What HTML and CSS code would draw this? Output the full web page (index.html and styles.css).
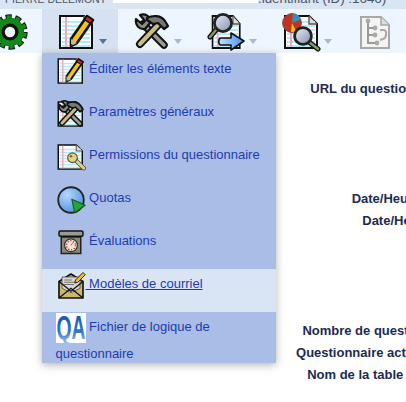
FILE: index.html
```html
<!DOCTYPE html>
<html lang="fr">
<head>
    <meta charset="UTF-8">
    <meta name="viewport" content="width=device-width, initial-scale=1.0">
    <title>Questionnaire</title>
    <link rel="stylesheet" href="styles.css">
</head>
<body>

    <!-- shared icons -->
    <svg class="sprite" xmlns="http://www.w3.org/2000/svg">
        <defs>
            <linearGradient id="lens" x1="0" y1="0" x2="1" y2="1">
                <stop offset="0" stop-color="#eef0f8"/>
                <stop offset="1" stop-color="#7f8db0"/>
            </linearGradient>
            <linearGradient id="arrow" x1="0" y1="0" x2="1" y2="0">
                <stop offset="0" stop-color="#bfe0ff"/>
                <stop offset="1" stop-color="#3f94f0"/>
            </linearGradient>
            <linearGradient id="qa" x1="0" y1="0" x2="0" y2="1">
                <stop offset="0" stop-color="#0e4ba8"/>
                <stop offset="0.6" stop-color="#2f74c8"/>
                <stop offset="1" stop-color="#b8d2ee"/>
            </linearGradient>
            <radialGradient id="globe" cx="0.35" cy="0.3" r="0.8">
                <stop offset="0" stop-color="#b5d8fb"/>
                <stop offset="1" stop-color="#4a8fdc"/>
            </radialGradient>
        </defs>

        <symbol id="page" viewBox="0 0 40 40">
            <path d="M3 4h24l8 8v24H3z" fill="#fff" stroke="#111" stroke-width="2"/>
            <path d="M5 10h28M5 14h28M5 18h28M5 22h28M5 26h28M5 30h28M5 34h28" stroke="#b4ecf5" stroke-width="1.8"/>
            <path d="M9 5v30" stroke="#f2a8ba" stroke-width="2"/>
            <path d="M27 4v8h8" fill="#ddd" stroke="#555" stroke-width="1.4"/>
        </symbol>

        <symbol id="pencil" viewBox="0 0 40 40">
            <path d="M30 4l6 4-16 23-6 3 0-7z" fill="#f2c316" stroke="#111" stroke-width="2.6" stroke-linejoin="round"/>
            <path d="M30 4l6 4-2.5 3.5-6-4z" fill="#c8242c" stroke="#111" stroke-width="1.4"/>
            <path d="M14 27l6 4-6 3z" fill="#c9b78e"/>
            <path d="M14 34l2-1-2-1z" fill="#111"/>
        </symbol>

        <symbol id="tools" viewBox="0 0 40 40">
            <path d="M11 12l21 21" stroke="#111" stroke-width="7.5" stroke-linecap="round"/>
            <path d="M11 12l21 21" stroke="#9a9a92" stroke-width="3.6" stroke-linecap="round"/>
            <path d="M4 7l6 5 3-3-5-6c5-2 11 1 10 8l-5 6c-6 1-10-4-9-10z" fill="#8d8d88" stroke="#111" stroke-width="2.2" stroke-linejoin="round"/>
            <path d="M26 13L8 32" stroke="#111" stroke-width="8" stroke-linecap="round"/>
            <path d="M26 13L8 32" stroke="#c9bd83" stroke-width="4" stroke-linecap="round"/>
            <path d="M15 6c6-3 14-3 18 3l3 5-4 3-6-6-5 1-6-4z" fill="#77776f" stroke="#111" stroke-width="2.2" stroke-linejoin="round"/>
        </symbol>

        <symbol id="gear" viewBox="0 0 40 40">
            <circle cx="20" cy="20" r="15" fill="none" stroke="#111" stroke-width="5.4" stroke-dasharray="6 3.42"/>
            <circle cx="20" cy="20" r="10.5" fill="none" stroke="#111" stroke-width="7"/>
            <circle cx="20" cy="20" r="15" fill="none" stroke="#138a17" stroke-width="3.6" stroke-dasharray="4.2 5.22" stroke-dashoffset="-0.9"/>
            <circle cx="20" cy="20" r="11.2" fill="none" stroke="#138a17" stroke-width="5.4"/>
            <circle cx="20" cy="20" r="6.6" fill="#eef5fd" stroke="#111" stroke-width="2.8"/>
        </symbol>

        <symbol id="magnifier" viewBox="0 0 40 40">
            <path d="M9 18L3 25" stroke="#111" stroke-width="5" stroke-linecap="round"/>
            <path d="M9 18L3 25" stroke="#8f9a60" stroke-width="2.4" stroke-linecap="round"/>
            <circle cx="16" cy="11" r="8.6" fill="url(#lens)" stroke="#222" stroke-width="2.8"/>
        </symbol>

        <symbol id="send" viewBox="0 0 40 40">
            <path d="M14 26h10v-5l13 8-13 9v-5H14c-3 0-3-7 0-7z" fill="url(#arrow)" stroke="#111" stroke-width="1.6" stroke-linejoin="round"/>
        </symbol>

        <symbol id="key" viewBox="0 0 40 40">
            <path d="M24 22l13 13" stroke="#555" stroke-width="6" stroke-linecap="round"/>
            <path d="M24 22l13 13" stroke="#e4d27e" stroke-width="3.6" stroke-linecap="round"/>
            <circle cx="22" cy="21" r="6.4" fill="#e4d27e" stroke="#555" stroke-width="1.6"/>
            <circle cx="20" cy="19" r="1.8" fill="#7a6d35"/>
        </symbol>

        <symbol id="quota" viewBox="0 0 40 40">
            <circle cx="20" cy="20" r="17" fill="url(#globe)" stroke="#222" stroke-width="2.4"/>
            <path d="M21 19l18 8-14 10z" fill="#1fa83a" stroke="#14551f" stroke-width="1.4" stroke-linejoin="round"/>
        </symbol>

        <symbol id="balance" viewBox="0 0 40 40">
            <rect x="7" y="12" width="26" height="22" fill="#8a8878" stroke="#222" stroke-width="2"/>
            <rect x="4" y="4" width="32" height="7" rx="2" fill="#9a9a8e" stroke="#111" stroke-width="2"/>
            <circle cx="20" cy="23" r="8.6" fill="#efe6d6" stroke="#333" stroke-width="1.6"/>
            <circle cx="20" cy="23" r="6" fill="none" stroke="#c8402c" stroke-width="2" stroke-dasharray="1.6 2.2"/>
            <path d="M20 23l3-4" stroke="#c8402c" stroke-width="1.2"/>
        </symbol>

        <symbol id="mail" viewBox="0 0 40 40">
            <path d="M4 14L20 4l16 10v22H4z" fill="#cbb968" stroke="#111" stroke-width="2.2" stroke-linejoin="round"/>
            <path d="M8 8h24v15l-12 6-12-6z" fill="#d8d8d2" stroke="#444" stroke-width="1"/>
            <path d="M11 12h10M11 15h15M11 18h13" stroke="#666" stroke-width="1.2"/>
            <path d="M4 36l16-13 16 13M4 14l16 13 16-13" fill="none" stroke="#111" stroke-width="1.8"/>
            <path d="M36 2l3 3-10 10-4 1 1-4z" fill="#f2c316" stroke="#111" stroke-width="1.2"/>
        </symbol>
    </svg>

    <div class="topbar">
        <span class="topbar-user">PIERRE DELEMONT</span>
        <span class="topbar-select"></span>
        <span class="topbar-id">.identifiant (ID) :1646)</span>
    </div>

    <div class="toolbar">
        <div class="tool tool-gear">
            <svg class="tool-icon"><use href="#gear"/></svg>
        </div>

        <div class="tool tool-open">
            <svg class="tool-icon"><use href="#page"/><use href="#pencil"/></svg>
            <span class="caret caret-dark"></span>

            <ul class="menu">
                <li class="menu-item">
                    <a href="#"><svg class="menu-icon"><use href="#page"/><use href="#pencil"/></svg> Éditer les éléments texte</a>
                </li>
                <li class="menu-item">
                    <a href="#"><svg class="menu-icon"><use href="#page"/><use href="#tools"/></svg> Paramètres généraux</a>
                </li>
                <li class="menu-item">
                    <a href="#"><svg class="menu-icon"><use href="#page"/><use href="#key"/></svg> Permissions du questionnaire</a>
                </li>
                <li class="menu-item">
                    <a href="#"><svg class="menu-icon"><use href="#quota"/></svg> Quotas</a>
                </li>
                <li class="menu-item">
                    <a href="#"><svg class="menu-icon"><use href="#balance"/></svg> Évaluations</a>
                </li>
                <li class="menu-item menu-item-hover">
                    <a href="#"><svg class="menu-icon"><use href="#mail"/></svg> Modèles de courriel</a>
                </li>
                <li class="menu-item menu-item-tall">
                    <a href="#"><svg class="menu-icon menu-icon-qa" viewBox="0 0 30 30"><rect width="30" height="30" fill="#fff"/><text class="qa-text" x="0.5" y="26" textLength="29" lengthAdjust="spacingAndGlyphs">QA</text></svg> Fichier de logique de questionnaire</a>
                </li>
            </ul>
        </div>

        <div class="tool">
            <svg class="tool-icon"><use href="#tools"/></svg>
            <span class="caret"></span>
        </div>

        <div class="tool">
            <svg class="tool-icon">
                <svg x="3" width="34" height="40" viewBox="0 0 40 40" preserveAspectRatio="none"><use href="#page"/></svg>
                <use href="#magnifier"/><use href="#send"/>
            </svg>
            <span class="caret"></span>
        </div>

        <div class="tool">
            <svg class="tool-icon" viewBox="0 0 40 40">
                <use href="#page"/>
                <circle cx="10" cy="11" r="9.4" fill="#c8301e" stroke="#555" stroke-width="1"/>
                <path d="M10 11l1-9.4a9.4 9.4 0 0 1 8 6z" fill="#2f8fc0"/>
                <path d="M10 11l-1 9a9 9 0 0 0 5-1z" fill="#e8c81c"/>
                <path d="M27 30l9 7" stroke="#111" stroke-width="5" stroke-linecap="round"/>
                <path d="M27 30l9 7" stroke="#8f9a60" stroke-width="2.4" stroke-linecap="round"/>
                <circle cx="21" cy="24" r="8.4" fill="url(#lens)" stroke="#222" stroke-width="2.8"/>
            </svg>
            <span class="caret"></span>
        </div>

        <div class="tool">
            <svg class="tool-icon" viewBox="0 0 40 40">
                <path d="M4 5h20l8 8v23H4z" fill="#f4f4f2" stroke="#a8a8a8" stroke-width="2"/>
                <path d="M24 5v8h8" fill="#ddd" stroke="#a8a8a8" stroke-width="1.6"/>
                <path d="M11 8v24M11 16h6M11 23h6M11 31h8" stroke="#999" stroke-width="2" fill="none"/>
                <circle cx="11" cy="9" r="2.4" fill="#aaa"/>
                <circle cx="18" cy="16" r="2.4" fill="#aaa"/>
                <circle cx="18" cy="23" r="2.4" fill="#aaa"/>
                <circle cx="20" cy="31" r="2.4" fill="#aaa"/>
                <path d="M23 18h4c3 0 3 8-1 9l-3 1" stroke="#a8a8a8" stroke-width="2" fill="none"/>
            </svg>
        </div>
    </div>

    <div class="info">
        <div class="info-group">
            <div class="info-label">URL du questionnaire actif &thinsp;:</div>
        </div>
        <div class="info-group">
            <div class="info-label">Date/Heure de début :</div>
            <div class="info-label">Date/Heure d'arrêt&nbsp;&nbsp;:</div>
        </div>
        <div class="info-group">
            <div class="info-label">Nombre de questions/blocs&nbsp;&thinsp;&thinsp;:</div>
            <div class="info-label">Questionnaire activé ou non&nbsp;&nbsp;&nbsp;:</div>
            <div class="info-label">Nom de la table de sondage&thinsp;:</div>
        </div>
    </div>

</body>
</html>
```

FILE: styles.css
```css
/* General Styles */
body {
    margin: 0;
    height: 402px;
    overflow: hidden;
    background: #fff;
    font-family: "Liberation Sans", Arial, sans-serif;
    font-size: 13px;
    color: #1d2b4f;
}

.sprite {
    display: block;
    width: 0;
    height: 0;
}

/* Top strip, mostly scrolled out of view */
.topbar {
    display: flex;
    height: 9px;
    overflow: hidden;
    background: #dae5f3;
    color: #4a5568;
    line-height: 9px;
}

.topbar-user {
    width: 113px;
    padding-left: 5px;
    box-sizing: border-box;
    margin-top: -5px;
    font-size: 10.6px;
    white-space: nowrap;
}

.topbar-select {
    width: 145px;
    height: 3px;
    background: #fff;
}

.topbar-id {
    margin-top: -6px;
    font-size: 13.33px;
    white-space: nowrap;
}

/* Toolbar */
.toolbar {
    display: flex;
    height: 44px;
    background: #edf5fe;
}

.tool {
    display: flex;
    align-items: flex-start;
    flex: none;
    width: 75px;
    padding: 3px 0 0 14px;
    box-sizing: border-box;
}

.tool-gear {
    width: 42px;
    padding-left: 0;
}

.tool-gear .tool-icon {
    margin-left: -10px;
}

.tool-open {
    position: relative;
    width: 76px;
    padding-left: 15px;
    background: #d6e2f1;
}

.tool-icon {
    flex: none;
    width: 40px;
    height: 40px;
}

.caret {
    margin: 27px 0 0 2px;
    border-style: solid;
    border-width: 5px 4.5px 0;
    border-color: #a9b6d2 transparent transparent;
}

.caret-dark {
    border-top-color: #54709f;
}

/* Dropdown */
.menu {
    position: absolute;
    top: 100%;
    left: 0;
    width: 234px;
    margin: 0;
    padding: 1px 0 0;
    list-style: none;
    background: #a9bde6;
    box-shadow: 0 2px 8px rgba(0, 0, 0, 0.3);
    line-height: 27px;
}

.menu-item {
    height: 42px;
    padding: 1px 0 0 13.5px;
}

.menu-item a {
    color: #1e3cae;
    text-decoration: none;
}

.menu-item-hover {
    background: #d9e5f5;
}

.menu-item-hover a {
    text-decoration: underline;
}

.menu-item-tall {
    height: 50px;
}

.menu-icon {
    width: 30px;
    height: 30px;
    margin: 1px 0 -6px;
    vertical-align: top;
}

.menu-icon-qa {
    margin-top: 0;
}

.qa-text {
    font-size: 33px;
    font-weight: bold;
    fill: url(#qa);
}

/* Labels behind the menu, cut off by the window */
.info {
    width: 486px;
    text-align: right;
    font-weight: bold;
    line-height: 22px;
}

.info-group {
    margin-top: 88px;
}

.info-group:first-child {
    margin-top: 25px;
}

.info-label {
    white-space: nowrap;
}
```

──────

Requirement: Copy all lines from the data that hold the word "index".

Full solution:
What HTML and CSS code would draw this? Output the full web page (index.html and styles.css).
FILE: index.html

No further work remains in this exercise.